Even at the local level. If the election features more than two candidates, the majority will often get screwed over by FPtP

Did you not read that the majority of local elections are uncontested? How is having another choice other than the default party bad?

They are not screwed over by FPTP but by the parties and people who benefit and refuse to change the existing system.

A vote for a third party under First Past the Post is a vote against your own interests

That assumes that the major parties have your best interest at heart. They have their donors best interests at heart. You are just someone they have to pretend to please to get you to choose them over the other team.

I never said anything against STAR voting or argued against vote splitting. I simply challenged your assumption that vote splitting is harmful.

Vote splitting is just a way of describing the phenomenon where it is harder to start a third party in a FPTP system.

I reject the idea that vote splitting should have any effect on how you cast your vote. That is essentially censoring your own vote and your own voice.

[–] chaogomu@kbin.social -1 points 1 year ago (2 children)

Vote splitting is just a way of describing the phenomenon where it is harder to start a third party in a FPTP system.

You misspelled impossible. See Durvurger's Law.

See video, after video, after video.

And a load of different sites.

https://www.britannica.com/topic/Duvergers-law

https://simple.wikipedia.org/wiki/Duverger%27s_law

https://www.cambridge.org/core/journals/ps-political-science-and-politics/article/why-just-two-parties-a-voting-game-to-illustrate-duvergers-law/31740530FD6AE83819083E3AF956BFFC

https://www.oxfordreference.com/display/10.1093/acref/9780199207800.001.0001/acref-9780199207800-e-382

https://link.springer.com/chapter/10.1007/978-0-387-09720-6_5

We can then divert into Arrow's Impossibility Theorem, but that's a bit outside this conversation.

The point being, Durvurger laid this all out. Plurality voting will strongly preference two-party dominance.

As to local politics. Again, you run into the two party system. I will admit that it's not impossible to win as an independent in local races, but the fact that we as a species are very team orientated makes it harder.

[–] centof@lemm.ee 2 points 1 year ago

impossible

No you are misrepresenting it.

From the first sentence of wikipedia

Duverger's law holds that in political systems with only one winner (as in the U.S.), two main parties tend to emerge with minor parties typically splitting votes away from the most similar major party.

Tend does not mean impossible.

Heck, you even contradicted yourself. First you say its impossible. Next, you say it will strongly preference two party dominance. It can't be both.

You are also conveniently ignoring that most local races only have one candidate. That makes said 'law' irrelevant.

All you are doing is repeating the same thing over and over again even if it is in no way relevant to the discussion. You are clearly just arguing for the sake of arguing. Therefore, I will disengage.

[–] jeremy_sylvis@midwest.social 1 points 1 year ago (1 children)

It's interesting that you continuously link-drop with no ability to speak to the subject beyond "just trust me bro, watch this video, it says it all".

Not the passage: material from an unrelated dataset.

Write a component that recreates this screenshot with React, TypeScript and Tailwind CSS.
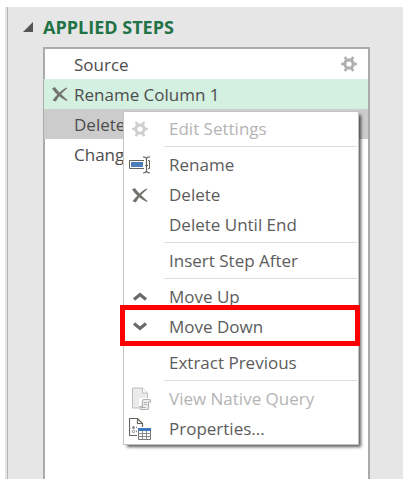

It's the behavior I'd expect of the flat earthers and QAnon folk.

As a side-note, you are aware those videos do nothing but restate the same baseless nonsense in different ways, right?

[–] chaogomu@kbin.social 1 points 1 year ago

I explained it several times, then linked to videos, and websites, and scholarly articles that all explain it better because the guy I'm arguing with doesn't seem to want to understand.

Hell, his own preferred third party makes voting reform a priority, because otherwise they cannot win.